Una muestra de obras de Raúl Russo (1912-1984), se inaugura el próximo miércoles en la galería Palatino, un homenaje al pintor argentino que halló el equilibrio entre la sensualidad, la inteligencia y un refinado lirismo.
La vigencia de Russo mantiene intactos los valores y la lozanía que le valieron participar de las Bienales de San Pablo (1953) y Venecia (1954, 1956 y 1962)
Russo perteneció a una generación de coloristas excepcionales. Destacó entre pares de la talla de Enrique Policastro, Marcos Tiglio, Carlos Torrallardona, Enrique Policastro, Luis Seoane y Leopoldo Presas.
La pintura de Russo es un oficio de celebración de la vida, pero su exaltación del color nunca incurrió en desbordes o gestos ampulosos.
En la madurez Russo alcanzó el perfecto dominio de los elementos plásticos. Cada segmento de la composición, cada mancha de color, estaba "sabiamente controlada", como señaló el crítico Albino Diéguez Videla. Sin embargo la contención intelectual no amenguaba la libre y gozosa expresión de su armonía interior.
De la formación académica asimiló el rigor de la composición y el dibujo, el ejercicio de la afinación cromática y las sutilezas del grabado.
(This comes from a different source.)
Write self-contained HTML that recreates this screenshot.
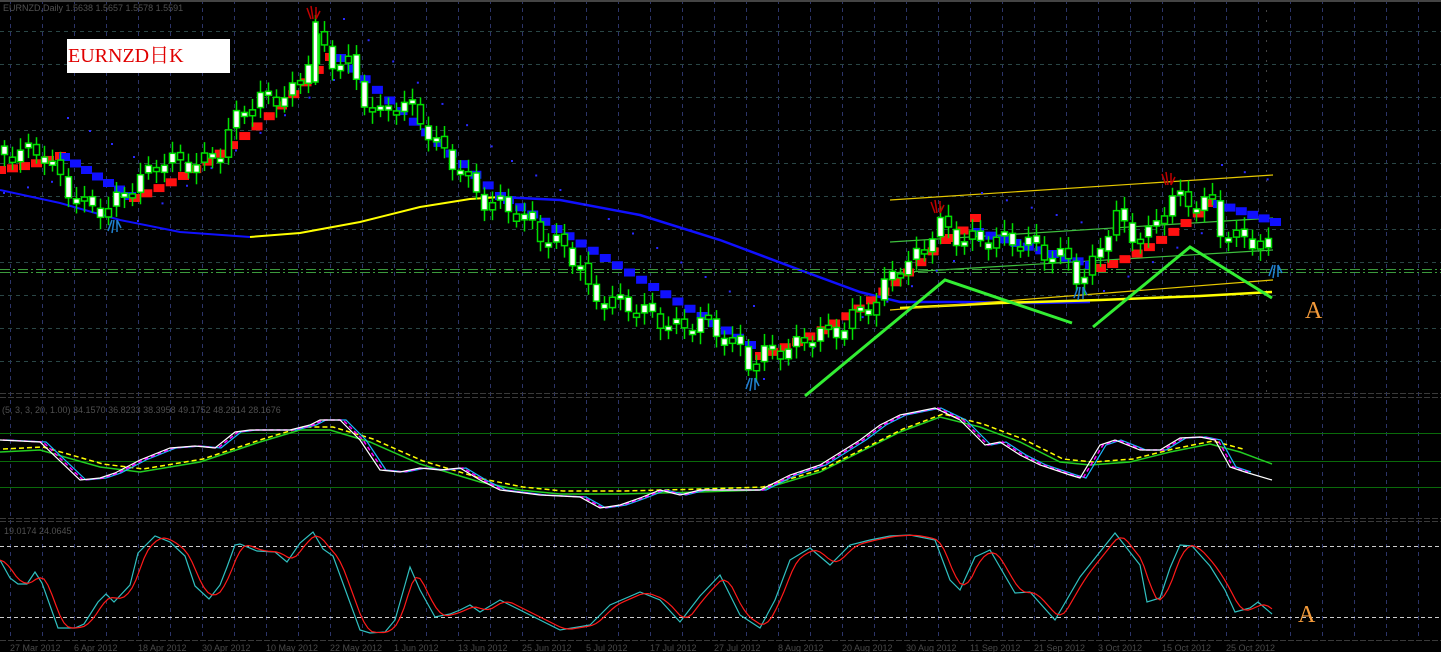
<!DOCTYPE html>
<html><head><meta charset="utf-8"><style>
html,body{margin:0;padding:0;background:#000;width:1441px;height:652px;overflow:hidden}
svg{display:block}
text{font-family:"Liberation Sans",sans-serif}
</style></head><body>
<svg id="s" width="1441" height="652" xmlns="http://www.w3.org/2000/svg">
<rect width="1441" height="652" fill="#000"/>
<g id="grid"></g>
<g id="main"></g>
<text x="3" y="11" font-size="9" fill="#505050">EURNZD,Daily  1.5638 1.5657 1.5578 1.5591</text>
<text x="2" y="413" font-size="9" fill="#505050">(5, 3, 3, 20, 1.00) 34.1570 36.8233 38.3958 49.1752 48.2814 28.1676</text>
<text x="4" y="534" font-size="9" fill="#505050">19.0174 24.0645</text>
<rect x="67" y="39" width="163" height="34" fill="#fff"/>
<text x="68" y="62" font-size="20" fill="#e00000" style="font-family:'Liberation Serif','Noto Serif CJK SC',serif">EURNZD日K</text>
<text x="1305" y="318" font-size="24" fill="#f39a3a" style="font-family:'Liberation Serif',serif">A</text>
<text x="1298" y="622" font-size="24" fill="#f39a3a" style="font-family:'Liberation Serif',serif">A</text>
<g id="dates" font-size="9" fill="#4a4a4a"></g>
</svg>
<script>
(function(){
var NS="http://www.w3.org/2000/svg";
function el(p,t,a){var e=document.createElementNS(NS,t);for(var k in a)e.setAttribute(k,a[k]);document.getElementById(p).appendChild(e);return e;}
function interp(P,x){if(x<=P[0][0])return P[0][1];for(var i=1;i<P.length;i++){if(x<=P[i][0]){var a=P[i-1],b=P[i];return a[1]+(b[1]-a[1])*(x-a[0])/(b[0]-a[0]);}}return P[P.length-1][1];}
function poly(g,P,c,w,dash){var s=P.map(function(p){return p[0]+","+p[1]}).join(" ");var a={points:s,fill:"none",stroke:c,"stroke-width":w||1};if(dash)a["stroke-dasharray"]=dash;el(g,"polyline",a);}
var x,y,i;
for(x=10;x<1441;x+=32){el("grid","line",{x1:x+.5,y1:0,x2:x+.5,y2:640,stroke:"#2c3468","stroke-dasharray":"4,4"});}
for(y=31;y<392;y+=33){el("grid","line",{x1:0,y1:y+.5,x2:1441,y2:y+.5,stroke:"#2a4646","stroke-dasharray":"4,4"});}
el("grid","line",{x1:1266.5,y1:0,x2:1266.5,y2:392,stroke:"#444","stroke-dasharray":"2,8"});
el("grid","rect",{x:0,y:0,width:1441,height:2,fill:"#444"});
[393,397,518,521,640].forEach(function(y){el("grid","line",{x1:0,y1:y+.5,x2:1441,y2:y+.5,stroke:"#3a3a3a","stroke-dasharray":"6,2"});});
[433,461,487].forEach(function(y){el("grid","line",{x1:0,y1:y+.5,x2:1441,y2:y+.5,stroke:"#0a6a0a"});});
[546,617].forEach(function(y){el("grid","line",{x1:0,y1:y+.5,x2:1441,y2:y+.5,stroke:"#ccc","stroke-dasharray":"4,3"});});
var P=[[0,155],[40,150],[60,180],[80,205],[110,210],[120,195],[140,180],[160,160],[200,165],[220,150],[240,110],[260,100],[290,95],[300,80],[315,35],[330,65],[345,55],[360,95],[380,115],[400,100],[420,120],[440,150],[460,170],[480,200],[500,205],[520,215],[540,235],[560,245],[580,265],[590,300],[610,300],[640,310],[660,320],[680,330],[700,320],[720,335],[740,350],[750,365],[770,350],[790,350],[810,335],[840,330],[860,310],[880,300],[890,270],[910,265],[930,235],[940,225],[960,240],[990,240],[1020,240],[1050,255],[1070,260],[1080,285],[1090,270],[1100,245],[1115,215],[1130,235],[1150,235],[1170,195],[1190,205],[1210,200],[1220,230],[1240,240],[1260,240],[1272,265]];
poly("main",[[0,190],[60,203],[120,220],[180,232],[250,237]],"#1010ff",2);
poly("main",[[250,237],[300,233],[360,222],[420,207],[470,199],[500,197]],"#ffff00",2);
poly("main",[[500,197],[560,200],[640,215],[720,240],[800,270],[860,292],[900,302],[960,302],[1040,303],[1090,302]],"#1010ff",2.5);
poly("main",[[900,308],[1000,303],[1100,300],[1200,296],[1272,292]],"#ffff00",2.5);
poly("main",[[890,200],[1273,175]],"#e6c800",1.2);
poly("main",[[890,310],[1273,280]],"#e6c800",1.2);
poly("main",[[890,242],[1273,218]],"#3ec03e",1.2);
poly("main",[[890,273],[1273,250]],"#3ec03e",1.2);
el("main","line",{x1:0,y1:269.5,x2:1441,y2:269.5,stroke:"#3c9a3c","stroke-dasharray":"10,3,2,3"});
el("main","line",{x1:0,y1:272.5,x2:1441,y2:272.5,stroke:"#3c9a3c","stroke-dasharray":"10,3,2,3"});
var S=[[0,170,60,156,"#ff1010"],[64,157,130,196,"#1010ff"],[134,198,330,57,"#ff1010"],[340,58,500,196,"#1010ff"],[508,200,750,345,"#1010ff"],[760,356,945,240,"#ff1010"],[950,238,975,218,"#ff1010"],[978,232,1090,265,"#1010ff"],[1100,268,1210,203,"#ff1010"],[1218,204,1275,222,"#1010ff"]];
S.forEach(function(s){var red=s[4]=="#ff1010";var n=Math.max(1,Math.round((s[2]-s[0])/12));for(var j=0;j<=n;j++){var t=j/n;var xx=s[0]+(s[2]-s[0])*t;var yy=s[1]+(s[3]-s[1])*(red&&s[3]<s[1]?t*t*.5+t*.5:t);el("main","rect",{x:xx-5,y:yy-4,width:11,height:8,fill:s[4]});}
for(var j=0;j<=n;j+=2){var t=j/n;var xx=s[0]+(s[2]-s[0])*t+3;el("main","rect",{x:xx,y:s[1]+(s[3]-s[1])*t+(red?22:-40),width:2,height:2,fill:"#2a2aff"});}});
for(i=0;i<160;i++){x=4+i*8;if(x>1272)break;var c=interp(P,x)+9*Math.sin(i*1.7);var o=interp(P,x-8)+9*Math.sin(i*1.7-1.4);var tp=Math.min(o,c),bt=Math.max(o,c);if(bt-tp<4){bt=tp+4;}
var hi=tp-6-6*Math.abs(Math.sin(i*2.3)),lo=bt+6+6*Math.abs(Math.cos(i*1.3));
el("main","line",{x1:x+.5,y1:hi,x2:x+.5,y2:lo,stroke:"#00e000","stroke-width":1.5});
el("main","rect",{x:x-2.5,y:tp,width:6,height:bt-tp,fill:(i%3!=1?"#fff":"#000"),stroke:"#00e000","stroke-width":1.5});}
el("main","line",{x1:315.5,y1:15,x2:315.5,y2:85,stroke:"#00e000","stroke-width":1.5});
el("main","rect",{x:313,y:22,width:5,height:60,fill:"#fff",stroke:"#00e000","stroke-width":1.5});
poly("main",[[805,396],[945,280],[1072,323]],"#33ee33",3);
poly("main",[[1093,327],[1190,247],[1272,298]],"#33ee33",3);
[[313,14,"#c00000"],[937,208,"#c00000"],[1168,180,"#c00000"]].forEach(function(h){el("main","path",{d:"M"+(h[0]-6)+" "+(h[1]-6)+"l4 11 M"+(h[0]-2)+" "+(h[1]-8)+"l2 13 M"+(h[0]+3)+" "+(h[1]-7)+"l0 12 M"+(h[0]+7)+" "+(h[1]-3)+"l-4 8",stroke:h[2],fill:"none","stroke-width":1.5});});
[[114,225],[752,383],[1080,292],[1275,270]].forEach(function(h){el("main","path",{d:"M"+(h[0]-6)+" "+(h[1]+6)+"l4 -11 M"+(h[0]-2)+" "+(h[1]+8)+"l2 -13 M"+(h[0]+3)+" "+(h[1]+7)+"l0 -12 M"+(h[0]+7)+" "+(h[1]+3)+"l-4 -8",stroke:"#2080d0",fill:"none","stroke-width":1.5});});
var W=[[0,440],[40,442],[80,480],[100,478],[115,473],[140,460],[170,448],[195,446],[215,448],[235,432],[250,430],[290,430],[310,425],[320,420],[340,420],[360,440],[380,470],[400,472],[420,468],[440,470],[460,468],[480,480],[500,490],[540,495],[580,497],[600,508],[620,505],[640,498],[660,490],[680,495],[700,490],[740,490],[760,490],[790,475],[820,465],[860,440],[880,425],[900,415],[935,408],[960,420],[985,445],[1000,442],[1020,455],[1040,465],[1070,475],[1080,478],[1100,445],[1115,440],[1140,450],[1160,450],[1180,438],[1200,437],[1215,440],[1230,467],[1245,472],[1272,480]];
var Y=[[0,450],[40,448],[100,465],[140,470],[200,460],[260,440],[300,428],[330,428],[370,440],[420,462],[480,480],[520,488],[560,492],[620,492],[700,490],[760,488],[820,470],[860,450],[900,430],[940,415],[980,425],[1020,440],[1060,460],[1090,463],[1130,460],[1170,450],[1210,442],[1240,450],[1272,462]];
function shift(A,d,dy){return A.map(function(p){return[p[0]+d,p[1]+(dy||0)]}).filter(function(p){return p[0]<=1272});}
poly("main",shift(Y,0,2),"#22cc22",1.5);
poly("main",shift(Y,3,-1),"#ffff00",1.5,"5,3");
poly("main",shift(W,6),"#19b8ff",1.2);
poly("main",shift(W,3),"#ff00ff",1.5,"4,3");
poly("main",W,"#ffffff",1.2);
var C=[[0,560],[10,578],[18,584],[27,584],[35,572],[42,583],[58,628],[75,628],[84,624],[98,602],[106,594],[114,602],[130,585],[138,553],[155,536],[170,542],[185,556],[195,586],[209,599],[220,585],[227,567],[235,545],[240,544],[257,551],[275,552],[287,562],[300,543],[313,532],[323,549],[333,556],[360,630],[370,633],[385,632],[395,620],[410,567],[420,590],[435,617],[450,614],[460,610],[470,605],[480,612],[500,600],[540,620],[560,630],[590,625],[610,605],[640,592],[660,600],[680,622],[700,596],[720,575],[740,615],[760,628],[775,600],[790,560],[810,548],[830,565],[850,545],[870,540],[890,536],[910,535],[935,540],[950,580],[960,590],[975,557],[990,550],[1015,593],[1030,592],[1055,620],[1080,577],[1115,533],[1140,565],[1147,602],[1160,598],[1170,568],[1180,545],[1192,546],[1210,566],[1225,590],[1235,612],[1250,608],[1258,602],[1272,614]];
var R=[];for(x=0;x<=1272;x+=4){var s=0;for(var k=0;k<5;k++)s+=interp(C,x-3*k);R.push([x,s/5]);}
poly("main",C,"#30c0c0",1.2);
poly("main",R,"#ff1a1a",1.2);
var D=["27 Mar 2012","6 Apr 2012","18 Apr 2012","30 Apr 2012","10 May 2012","22 May 2012","1 Jun 2012","13 Jun 2012","25 Jun 2012","5 Jul 2012","17 Jul 2012","27 Jul 2012","8 Aug 2012","20 Aug 2012","30 Aug 2012","11 Sep 2012","21 Sep 2012","3 Oct 2012","15 Oct 2012","25 Oct 2012"];
D.forEach(function(d,j){var t=el("dates","text",{x:10+j*64,y:651});t.textContent=d;});
})();
</script>
</body></html>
Fue discípulo de Emilio Centurión, Angel Guido y Alfredo Larco.
Hizo su primera muestra personal en 1942, en la Asociación Amigos del Arte. Tenía 30 años y sólo en 1959 hizo su primer viaje a Europa.
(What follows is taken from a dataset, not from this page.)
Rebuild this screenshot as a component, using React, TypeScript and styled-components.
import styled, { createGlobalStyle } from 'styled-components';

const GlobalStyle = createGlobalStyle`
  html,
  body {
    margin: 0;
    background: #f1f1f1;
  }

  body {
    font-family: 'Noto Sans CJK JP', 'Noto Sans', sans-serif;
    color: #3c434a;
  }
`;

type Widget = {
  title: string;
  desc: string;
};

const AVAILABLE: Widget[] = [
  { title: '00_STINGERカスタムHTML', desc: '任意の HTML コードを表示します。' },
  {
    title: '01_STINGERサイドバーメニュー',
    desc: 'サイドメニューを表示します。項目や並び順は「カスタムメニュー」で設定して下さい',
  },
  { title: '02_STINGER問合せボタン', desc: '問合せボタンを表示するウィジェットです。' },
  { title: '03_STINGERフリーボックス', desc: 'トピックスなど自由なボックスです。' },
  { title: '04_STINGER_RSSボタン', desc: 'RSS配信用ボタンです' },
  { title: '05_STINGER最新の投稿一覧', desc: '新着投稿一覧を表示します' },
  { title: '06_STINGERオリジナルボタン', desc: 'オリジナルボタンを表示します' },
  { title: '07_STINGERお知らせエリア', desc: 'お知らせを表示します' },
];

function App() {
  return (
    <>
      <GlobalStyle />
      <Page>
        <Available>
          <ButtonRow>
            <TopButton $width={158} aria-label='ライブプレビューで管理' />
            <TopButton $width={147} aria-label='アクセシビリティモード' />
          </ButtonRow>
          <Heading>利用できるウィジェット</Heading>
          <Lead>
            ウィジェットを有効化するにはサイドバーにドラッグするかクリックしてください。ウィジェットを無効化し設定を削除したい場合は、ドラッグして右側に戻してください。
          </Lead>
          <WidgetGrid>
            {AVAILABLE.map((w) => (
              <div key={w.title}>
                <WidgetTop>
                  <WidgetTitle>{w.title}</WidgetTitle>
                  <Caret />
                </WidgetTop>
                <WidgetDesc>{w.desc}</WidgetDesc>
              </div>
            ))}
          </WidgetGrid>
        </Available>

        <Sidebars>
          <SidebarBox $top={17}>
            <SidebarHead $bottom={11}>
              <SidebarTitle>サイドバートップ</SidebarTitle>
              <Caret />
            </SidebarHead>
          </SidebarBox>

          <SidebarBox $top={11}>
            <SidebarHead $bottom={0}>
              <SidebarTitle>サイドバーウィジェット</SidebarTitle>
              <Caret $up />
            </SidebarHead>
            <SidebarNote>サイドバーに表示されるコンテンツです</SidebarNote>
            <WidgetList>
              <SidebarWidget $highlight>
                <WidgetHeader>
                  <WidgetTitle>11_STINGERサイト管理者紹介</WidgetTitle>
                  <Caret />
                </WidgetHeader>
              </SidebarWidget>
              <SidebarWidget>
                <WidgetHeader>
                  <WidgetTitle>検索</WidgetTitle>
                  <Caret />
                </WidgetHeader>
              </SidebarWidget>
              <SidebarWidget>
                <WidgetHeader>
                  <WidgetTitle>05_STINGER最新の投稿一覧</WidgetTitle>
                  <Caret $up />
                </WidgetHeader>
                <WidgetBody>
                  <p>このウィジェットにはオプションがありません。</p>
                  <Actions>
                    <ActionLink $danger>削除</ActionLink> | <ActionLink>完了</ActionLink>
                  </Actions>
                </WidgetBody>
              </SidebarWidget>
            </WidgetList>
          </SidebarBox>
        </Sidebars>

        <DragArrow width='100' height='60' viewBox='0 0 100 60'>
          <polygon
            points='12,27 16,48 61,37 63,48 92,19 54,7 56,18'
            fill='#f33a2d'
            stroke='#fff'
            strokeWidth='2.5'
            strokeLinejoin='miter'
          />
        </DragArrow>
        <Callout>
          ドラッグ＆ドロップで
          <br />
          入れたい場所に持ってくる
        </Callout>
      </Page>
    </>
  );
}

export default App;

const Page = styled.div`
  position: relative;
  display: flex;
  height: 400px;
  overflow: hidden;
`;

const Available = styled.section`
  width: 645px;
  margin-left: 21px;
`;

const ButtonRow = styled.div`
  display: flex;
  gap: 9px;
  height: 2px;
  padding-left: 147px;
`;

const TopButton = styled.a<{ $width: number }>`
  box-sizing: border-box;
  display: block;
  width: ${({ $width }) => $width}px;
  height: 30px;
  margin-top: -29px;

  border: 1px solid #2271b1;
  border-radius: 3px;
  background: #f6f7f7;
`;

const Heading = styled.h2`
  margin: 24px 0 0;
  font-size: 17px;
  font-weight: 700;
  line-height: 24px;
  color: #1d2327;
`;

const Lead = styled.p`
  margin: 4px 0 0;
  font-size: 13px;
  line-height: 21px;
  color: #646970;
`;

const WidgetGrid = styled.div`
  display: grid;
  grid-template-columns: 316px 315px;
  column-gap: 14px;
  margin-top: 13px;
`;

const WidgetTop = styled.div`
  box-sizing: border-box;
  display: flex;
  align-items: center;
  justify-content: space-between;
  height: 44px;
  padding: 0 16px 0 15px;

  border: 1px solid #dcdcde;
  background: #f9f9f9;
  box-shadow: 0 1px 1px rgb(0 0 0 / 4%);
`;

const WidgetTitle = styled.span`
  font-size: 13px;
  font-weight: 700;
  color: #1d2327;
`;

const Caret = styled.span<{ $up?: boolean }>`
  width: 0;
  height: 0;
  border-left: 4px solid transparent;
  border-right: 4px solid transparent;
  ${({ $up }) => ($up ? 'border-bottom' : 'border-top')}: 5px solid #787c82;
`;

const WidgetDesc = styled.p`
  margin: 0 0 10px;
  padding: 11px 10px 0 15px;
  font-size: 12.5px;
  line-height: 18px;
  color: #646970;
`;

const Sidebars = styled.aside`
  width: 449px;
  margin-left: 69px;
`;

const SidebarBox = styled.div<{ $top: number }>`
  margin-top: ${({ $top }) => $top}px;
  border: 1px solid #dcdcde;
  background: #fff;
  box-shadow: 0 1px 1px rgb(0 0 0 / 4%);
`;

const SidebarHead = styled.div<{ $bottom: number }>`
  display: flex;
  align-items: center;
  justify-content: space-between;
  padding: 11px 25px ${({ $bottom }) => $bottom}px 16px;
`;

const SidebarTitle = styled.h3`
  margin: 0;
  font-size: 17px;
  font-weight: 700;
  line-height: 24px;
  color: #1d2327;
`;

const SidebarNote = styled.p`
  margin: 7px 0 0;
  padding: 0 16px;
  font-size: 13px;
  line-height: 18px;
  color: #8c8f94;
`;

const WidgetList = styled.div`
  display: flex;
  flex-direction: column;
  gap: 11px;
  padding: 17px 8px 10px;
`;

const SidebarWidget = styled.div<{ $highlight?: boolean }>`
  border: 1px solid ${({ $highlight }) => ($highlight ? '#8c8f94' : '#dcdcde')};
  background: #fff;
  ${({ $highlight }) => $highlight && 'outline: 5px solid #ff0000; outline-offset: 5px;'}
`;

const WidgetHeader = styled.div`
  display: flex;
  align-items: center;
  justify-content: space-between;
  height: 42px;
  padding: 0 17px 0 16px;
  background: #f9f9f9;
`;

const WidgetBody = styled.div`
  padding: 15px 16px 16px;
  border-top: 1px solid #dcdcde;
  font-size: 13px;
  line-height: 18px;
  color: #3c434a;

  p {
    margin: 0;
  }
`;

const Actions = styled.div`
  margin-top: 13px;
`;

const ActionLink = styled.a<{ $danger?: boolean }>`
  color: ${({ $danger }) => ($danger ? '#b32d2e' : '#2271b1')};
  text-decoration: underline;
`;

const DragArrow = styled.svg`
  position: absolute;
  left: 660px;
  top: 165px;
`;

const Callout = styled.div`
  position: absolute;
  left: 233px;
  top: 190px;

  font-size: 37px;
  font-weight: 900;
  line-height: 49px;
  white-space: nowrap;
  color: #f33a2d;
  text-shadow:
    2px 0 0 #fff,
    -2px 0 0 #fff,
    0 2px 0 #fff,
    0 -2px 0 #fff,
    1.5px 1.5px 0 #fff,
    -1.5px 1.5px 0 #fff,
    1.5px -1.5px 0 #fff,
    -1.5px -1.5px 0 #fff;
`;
El contacto con la obra de Bonnard, Vuillard, los fauvistas y Henri Matisse confirmaron las intuiciones y búsquedas maduradas en su país.
Russo mantuvo siempre el contacto con la naturaleza, aún en sus obras lindantes con la abstracción. Mantenía la referencia esencial con los datos preceptuales que fundamentaban sus audacias. Respetaba la luz y el color pero abandonó el volumen y la perspectiva cómplices de la ilusión figurativa.
La tela era el campo de juego de formas, arabescos y armonías cromáticas. Evolucionó hacia síntesis cada vez más audaces, más austeras en recursos que potenciaban su poética. La excusa inicial era mínima, dentro de la temática del paisaje, la naturaleza muerta y, en menor frecuencia, retratos y desnudos.
Era también dibujante superior, dueño de la línea que fluye y revela la forma. Esta cualidad se transfirió al arabesco en negro que solía delimitar las áreas de color. Pero lo más empinado del colorista que fue Russo surge en sus producciones de madurez, donde las zonas cromáticas se contrastan y complementan sin el recurso de demarcación a la manera del vitraux.
Una vez más el artista ganaba en sutileza. Alcanzó a entonar el color en afinación perfecta y logró "acordes profundos, imperiosos, definitivos" así estimados por el crítico francés Pierre Restany.
Russo no formó parte de grupos ni cofradías. Su obra se impuso por la gravitación del talento. Así obtuvo el Premio Dr. Augusto Palanza (1961) y fue designado miembro de la Academia de Bellas Artes en 1966. En 1976 se instaló en París donde trabajó hasta su muerte en 1984.
El Museo Nacional de Bellas Artes presentó en 1991 una retrospectiva curada por Martha Nanni.
La muestra podrá visitarse desde el miércoles próximo en galería Palatina, Arroyo 821. Entrada gratuita de lunes a viernes de 10,30 a 20; sábados de 10 a 13. Clausura el 30 de agosto.